MATERIAL:
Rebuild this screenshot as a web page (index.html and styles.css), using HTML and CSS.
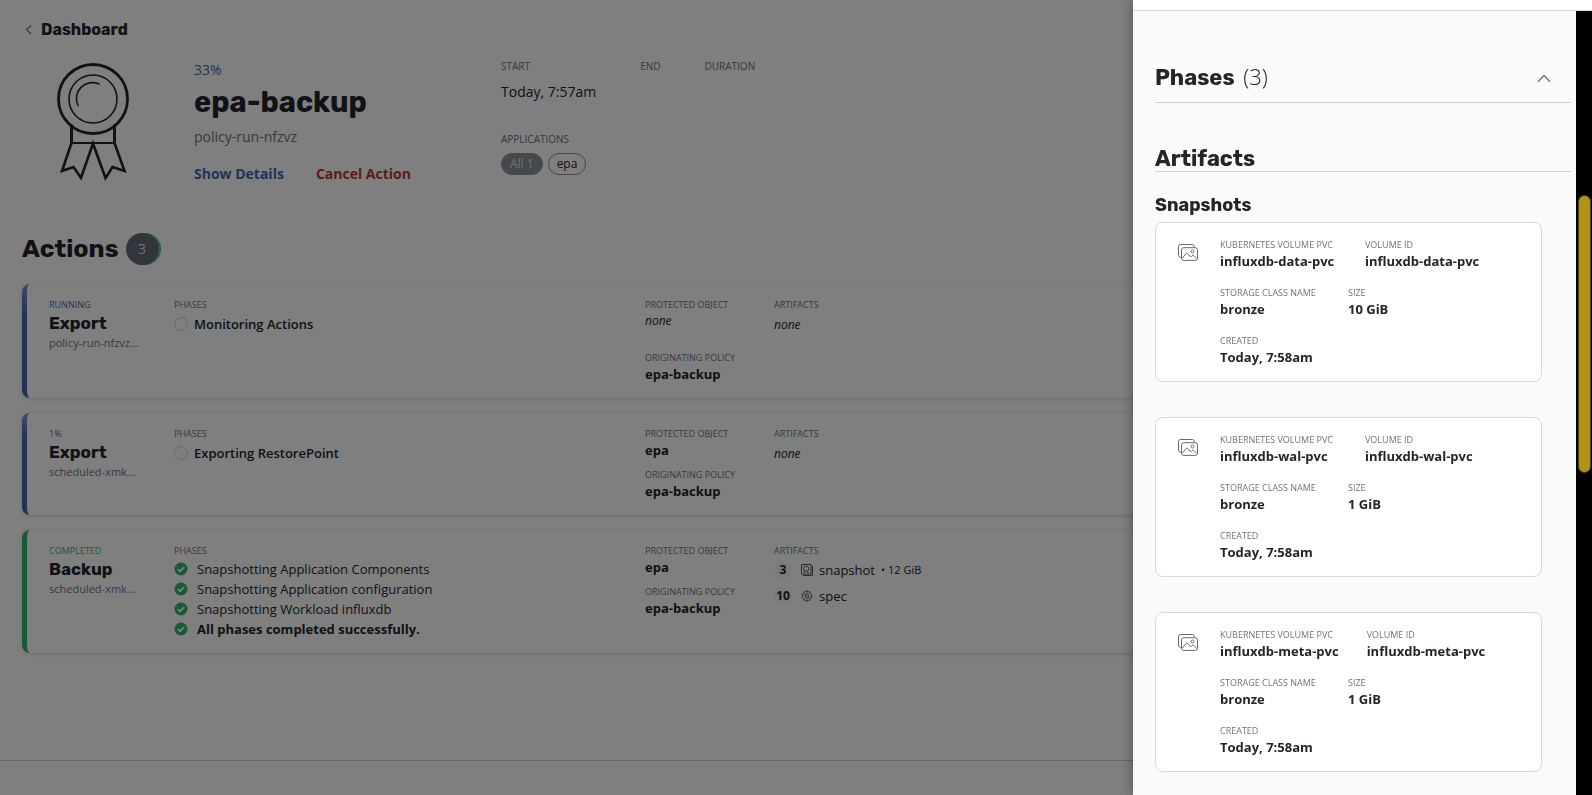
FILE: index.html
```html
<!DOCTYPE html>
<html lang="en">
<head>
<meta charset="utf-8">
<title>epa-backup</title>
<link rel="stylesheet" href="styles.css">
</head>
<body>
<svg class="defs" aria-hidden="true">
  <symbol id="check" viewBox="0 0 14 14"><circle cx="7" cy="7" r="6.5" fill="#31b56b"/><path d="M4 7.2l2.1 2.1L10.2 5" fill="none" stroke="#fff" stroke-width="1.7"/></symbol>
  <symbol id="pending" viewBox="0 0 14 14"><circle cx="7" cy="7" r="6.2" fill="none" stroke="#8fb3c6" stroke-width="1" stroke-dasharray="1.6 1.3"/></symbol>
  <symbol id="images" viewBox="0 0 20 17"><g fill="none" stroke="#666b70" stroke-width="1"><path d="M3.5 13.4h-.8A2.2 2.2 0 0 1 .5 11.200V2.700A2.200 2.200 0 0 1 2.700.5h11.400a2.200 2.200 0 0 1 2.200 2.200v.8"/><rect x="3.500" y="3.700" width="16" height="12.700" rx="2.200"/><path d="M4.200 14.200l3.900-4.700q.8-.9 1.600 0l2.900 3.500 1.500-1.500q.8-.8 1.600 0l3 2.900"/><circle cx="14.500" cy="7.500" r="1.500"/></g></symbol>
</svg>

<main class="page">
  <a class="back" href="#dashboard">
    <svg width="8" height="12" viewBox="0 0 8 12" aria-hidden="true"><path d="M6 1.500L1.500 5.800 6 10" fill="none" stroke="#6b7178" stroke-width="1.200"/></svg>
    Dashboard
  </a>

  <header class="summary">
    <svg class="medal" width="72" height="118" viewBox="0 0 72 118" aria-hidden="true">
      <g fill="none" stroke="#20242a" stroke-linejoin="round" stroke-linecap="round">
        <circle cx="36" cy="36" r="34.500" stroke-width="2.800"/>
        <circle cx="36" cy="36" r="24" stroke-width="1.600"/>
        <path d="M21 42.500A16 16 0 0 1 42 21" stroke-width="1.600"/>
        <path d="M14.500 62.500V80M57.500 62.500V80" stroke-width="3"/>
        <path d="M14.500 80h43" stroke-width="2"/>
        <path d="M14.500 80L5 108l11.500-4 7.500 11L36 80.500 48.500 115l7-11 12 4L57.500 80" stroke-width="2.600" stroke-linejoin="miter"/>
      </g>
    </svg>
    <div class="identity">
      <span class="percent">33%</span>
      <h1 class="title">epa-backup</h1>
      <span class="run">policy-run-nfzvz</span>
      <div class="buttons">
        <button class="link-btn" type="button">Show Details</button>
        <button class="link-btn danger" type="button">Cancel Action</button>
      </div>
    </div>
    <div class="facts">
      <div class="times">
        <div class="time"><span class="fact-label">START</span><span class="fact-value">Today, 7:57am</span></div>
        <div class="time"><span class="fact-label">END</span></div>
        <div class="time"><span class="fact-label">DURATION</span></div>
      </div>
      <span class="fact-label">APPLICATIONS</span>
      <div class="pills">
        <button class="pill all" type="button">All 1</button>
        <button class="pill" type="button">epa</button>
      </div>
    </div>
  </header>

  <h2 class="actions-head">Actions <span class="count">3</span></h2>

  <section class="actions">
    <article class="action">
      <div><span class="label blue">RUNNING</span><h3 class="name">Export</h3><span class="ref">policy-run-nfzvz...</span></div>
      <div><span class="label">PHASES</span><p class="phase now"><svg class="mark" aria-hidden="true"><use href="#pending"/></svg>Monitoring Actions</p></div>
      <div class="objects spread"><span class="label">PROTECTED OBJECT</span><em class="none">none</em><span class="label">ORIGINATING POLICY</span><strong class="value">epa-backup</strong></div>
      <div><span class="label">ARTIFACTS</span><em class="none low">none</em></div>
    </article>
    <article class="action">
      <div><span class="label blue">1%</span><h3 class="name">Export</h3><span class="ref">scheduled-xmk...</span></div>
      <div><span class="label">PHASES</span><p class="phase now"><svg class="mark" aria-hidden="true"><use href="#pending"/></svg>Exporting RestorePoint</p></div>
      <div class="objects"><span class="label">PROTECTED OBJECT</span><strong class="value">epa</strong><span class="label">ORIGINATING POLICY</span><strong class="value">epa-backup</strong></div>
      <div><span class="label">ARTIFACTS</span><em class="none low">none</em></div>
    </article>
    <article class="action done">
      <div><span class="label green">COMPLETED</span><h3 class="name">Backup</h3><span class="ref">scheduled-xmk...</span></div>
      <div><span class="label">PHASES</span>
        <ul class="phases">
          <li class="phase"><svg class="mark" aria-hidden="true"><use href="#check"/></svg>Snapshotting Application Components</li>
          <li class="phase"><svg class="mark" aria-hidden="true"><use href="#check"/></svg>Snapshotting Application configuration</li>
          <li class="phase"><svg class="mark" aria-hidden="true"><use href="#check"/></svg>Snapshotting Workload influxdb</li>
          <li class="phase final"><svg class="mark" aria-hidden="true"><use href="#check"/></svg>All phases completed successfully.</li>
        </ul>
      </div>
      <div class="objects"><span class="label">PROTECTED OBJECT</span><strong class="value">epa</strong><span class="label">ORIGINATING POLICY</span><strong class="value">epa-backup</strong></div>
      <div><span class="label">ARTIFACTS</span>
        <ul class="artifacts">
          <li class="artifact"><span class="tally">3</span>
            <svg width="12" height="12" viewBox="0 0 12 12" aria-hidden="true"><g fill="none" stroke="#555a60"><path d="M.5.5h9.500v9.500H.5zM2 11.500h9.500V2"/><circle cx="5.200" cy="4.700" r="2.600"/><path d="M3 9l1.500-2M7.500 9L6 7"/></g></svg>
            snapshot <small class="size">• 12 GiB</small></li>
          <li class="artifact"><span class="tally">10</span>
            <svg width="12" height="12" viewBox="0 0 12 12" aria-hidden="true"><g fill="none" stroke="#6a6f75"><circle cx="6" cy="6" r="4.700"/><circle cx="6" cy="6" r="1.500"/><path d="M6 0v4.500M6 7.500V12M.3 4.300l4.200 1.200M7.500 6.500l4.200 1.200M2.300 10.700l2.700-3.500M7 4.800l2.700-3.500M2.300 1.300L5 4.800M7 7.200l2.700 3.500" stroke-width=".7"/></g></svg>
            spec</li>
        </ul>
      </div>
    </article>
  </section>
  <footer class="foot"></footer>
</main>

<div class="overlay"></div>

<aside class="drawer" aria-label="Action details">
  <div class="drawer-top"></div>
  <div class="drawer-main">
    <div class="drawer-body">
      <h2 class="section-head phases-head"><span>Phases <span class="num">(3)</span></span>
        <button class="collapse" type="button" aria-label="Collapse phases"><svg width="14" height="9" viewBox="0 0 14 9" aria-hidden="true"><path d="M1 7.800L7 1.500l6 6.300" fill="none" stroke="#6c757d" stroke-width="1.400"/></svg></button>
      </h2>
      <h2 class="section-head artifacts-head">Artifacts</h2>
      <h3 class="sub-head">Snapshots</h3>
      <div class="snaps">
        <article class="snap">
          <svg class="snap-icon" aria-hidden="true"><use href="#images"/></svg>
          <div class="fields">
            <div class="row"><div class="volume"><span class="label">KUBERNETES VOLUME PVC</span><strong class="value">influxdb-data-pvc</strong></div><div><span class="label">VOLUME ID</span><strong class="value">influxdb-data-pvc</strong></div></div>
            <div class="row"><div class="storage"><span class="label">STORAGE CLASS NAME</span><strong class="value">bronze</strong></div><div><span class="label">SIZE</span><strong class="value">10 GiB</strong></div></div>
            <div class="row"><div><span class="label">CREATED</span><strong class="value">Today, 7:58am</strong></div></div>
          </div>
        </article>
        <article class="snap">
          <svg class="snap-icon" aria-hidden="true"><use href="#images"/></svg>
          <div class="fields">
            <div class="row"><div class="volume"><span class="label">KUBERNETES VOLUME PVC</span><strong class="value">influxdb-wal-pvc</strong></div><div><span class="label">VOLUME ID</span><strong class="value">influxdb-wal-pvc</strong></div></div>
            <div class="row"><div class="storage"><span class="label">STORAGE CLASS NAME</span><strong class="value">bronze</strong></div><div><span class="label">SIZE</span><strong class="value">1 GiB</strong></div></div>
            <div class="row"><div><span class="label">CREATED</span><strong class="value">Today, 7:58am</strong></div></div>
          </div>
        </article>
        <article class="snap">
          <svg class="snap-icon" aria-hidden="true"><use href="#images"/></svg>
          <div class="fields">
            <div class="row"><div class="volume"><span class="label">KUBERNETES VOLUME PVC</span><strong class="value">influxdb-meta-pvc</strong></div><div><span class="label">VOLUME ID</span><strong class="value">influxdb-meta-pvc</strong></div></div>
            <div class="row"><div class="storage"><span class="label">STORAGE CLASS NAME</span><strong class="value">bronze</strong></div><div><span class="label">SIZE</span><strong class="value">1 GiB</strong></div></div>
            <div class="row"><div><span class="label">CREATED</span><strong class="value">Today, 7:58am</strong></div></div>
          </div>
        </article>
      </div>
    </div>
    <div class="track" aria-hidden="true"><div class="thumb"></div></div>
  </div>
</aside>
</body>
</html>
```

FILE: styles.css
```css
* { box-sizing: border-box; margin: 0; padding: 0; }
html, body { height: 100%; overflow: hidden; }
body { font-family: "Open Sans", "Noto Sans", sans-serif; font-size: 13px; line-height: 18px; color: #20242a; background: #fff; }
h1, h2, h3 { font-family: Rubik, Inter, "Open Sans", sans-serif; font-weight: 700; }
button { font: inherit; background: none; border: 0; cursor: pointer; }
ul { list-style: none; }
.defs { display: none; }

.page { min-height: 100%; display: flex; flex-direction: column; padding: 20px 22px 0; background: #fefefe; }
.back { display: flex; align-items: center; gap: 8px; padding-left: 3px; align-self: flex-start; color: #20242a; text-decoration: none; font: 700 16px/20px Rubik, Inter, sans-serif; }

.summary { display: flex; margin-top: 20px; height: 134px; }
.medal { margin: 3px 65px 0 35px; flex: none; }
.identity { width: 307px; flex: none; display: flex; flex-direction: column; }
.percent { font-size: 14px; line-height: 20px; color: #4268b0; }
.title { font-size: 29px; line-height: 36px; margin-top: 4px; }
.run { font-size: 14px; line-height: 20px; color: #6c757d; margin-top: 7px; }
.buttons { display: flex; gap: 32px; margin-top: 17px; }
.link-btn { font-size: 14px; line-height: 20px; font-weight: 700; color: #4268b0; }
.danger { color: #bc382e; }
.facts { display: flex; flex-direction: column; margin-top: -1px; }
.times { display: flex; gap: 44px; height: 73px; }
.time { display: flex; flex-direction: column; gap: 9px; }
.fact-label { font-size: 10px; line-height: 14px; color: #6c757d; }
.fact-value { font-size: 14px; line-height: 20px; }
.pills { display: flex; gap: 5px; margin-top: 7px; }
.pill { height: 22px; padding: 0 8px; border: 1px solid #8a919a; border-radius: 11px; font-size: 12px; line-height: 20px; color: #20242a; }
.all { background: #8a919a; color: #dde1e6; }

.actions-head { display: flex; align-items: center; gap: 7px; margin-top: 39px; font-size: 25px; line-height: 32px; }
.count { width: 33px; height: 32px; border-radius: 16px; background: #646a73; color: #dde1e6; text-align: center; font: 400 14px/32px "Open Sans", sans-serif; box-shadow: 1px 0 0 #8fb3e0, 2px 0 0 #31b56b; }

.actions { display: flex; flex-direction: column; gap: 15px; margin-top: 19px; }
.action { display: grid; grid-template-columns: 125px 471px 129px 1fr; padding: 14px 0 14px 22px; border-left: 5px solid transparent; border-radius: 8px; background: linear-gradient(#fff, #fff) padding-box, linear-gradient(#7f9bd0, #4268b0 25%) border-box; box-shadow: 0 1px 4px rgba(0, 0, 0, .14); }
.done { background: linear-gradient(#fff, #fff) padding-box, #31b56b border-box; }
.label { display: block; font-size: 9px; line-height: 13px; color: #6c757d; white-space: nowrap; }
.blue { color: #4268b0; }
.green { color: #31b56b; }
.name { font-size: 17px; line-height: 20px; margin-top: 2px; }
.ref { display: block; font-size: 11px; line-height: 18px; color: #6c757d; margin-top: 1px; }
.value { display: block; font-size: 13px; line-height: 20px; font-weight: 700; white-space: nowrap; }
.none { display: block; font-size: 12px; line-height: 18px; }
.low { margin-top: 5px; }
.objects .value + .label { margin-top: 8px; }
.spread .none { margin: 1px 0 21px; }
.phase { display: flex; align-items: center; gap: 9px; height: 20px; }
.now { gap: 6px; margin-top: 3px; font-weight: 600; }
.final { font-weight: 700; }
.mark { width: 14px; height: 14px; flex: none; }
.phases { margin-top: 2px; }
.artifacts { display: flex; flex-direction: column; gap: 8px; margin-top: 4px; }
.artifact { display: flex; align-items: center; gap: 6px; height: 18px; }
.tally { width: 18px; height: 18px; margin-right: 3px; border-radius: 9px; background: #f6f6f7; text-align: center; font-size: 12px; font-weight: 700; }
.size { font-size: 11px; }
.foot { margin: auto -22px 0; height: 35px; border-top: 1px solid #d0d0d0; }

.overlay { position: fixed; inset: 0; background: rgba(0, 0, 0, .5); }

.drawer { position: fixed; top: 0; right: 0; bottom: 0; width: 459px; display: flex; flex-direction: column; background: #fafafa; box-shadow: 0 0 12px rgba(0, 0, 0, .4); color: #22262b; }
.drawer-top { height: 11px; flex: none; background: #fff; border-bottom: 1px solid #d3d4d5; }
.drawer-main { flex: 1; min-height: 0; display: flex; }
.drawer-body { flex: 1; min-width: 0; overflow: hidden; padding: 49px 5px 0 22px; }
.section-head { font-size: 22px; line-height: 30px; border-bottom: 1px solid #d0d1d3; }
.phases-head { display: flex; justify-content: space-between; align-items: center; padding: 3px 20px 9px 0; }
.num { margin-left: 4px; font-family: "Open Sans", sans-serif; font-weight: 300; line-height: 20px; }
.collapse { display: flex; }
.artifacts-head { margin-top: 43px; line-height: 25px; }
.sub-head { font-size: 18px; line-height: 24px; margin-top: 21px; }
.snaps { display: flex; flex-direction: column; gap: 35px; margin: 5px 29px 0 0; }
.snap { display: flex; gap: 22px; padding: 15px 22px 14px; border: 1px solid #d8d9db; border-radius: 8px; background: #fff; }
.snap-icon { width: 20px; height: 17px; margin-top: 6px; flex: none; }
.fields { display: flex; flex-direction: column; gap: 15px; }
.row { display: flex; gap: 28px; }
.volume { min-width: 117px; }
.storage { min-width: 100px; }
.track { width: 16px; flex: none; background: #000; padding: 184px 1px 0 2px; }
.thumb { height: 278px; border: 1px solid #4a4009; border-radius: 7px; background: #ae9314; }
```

DIRECTION: Give only the number of lines above that hold the string "page".

TASK RESULT: 3